During the learning phase we count every use of a column and based on this create a score which becomes smaller for highly used columns and vs versa. This score then is used in the calculating the WTA-sum.
Here is how the sum operation looks :
olap = np.sum((input.reshape(-1,1) * self.weight_matrix) > self.permanence_thresh, axis=0)
if boost : olap = (olap * self.boost)
So let see it in action :
import sys
sys.path.extend(['../../ilib', '../../ilib/encoders', '../../ilib/modules'])

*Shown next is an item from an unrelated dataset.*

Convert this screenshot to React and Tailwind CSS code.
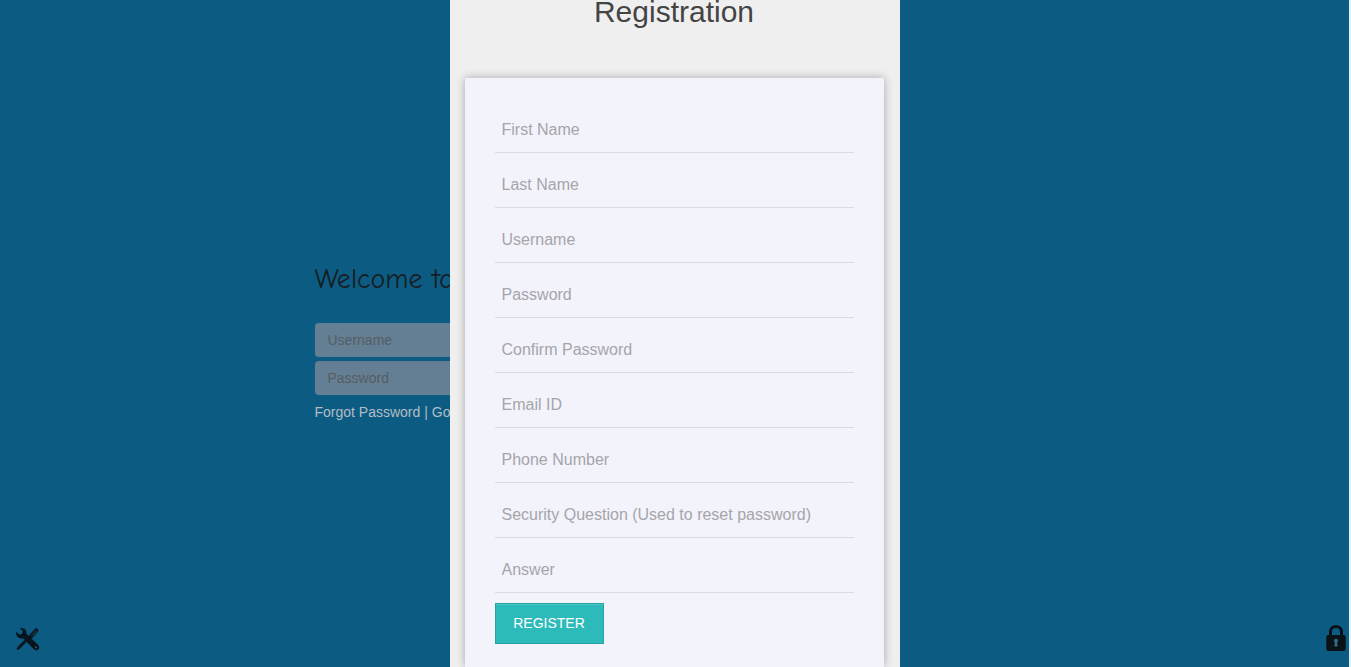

from scalar_encoder import *
from category_encoder import *
from ispatial_mapper import *
CACHEDIR=/home/raptor/.cache/matplotlib
Using fontManager instance from /home/raptor/.cache/matplotlib/fontList.json
backend TkAgg version unknown
se = ScalarEncoder(minimum=0,maximum=100,vsize=200,spaOnbits=20)
print se.info
> Scalar encoder -----
min-max/range : 0-100/100
buckets,width,n : 180,20,200
resolution : 0.56, 0.0056%
sparsity : 0.10, spa_nbits:20
sm = iSpatialMapper(shape=(200,1000),spa=(20,0.02))
As I said you don’t need to pretrain it, but to illustrate how it works we need to feed some random data.
print sm.info
Shape: (200, 1000)
Sparsity: (0.1, 0.02)
ON Bits count : (20,20)
Learn rates : (0.1, 0.01)
Boost learn rate : 0.01 (on:True)
Overlap match % : 0.5
Cell conn. % : 0.85
Permanence thresh : 0.1
None
We batch train it with 2000 random data points within the encoder value range.
sm.batch_train( [ se.encode(v) for v in np.random.randint(0,100,size=2000) ] )
print "Encode 55 > ", se.encode(55)
print "Normalize 55 > ",sm.predict(se.encode(55))
Encode 55 >  99:100:101:102:103:104:105:106:107:108:109:110:111:112:113:114:115:116:117:118
Normalize 55 >  29:75:216:248:254:257:282:334:421:436:440:463:496:582:673:712:810:868:886:954
The same input should consistenly generate the same output
print sm.predict(se.encode(53)) // sm.predict(se.encode(53))
print sm.predict(se.encode(55)) // sm.predict(se.encode(55))
print sm.predict(se.encode(57)) // sm.predict(se.encode(57))
1.0
1.0
1.0
print se.encode(55) / se.encode(57)
print sm.predict(se.encode(55)) / sm.predict(se.encode(57))
print se.encode(55) / se.encode(53)
print sm.predict(se.encode(55)) / sm.predict(se.encode(53))
17
7
16
8
… should preserves similarity ratio … the ratio will vary depending on the how encoders and Spatial mapper are configured
print se.encode(55) // se.encode(40)
print sm.predict(se.encode(55)) // sm.predict(se.encode(40))
print se.encode(55) // se.encode(70)
print sm.predict(se.encode(55)) // sm.predict(se.encode(70))
0.0
0.0
0.0
0.0
at some point the similarity drops to zero.
Pretrain¶
Earlier we trained SMap with random values. There is method for that.
Lexicon + SM.encode/decode¶
In addition you can use as a shortcut SMap own encode method.
Forward/encode : Value => Encoder => SMap => iSDP
this method saves us time by encoding-and-then-mapping the value.
Plus you may need given the iSDP similar to some SM generated vector get back the encoded-symbol i.e. decode() You have to think about it because this is not trivial operation. The reason is that we have two processes …
Forward/encode : Value => Encoder => SMap => iSDP Backward/decode : ~iSDP => correct iSDP => Encoder => Value
Spatial Mapper mapping is not reversable, so we have to build somehow a Map to do that. Luckily we have Lexicon, where we ca store symbol <=> iSDP map. So what we can do is every time we encode and SMap a symbol, we store the output-iSDP and the symbol in a lexicon. Later when we decode something that returns iSDP that have to be reversed we use this map. Of course nothing is free this lexicon takes memory. Also you have to use SMap encode() method which builds this map on the forward pass.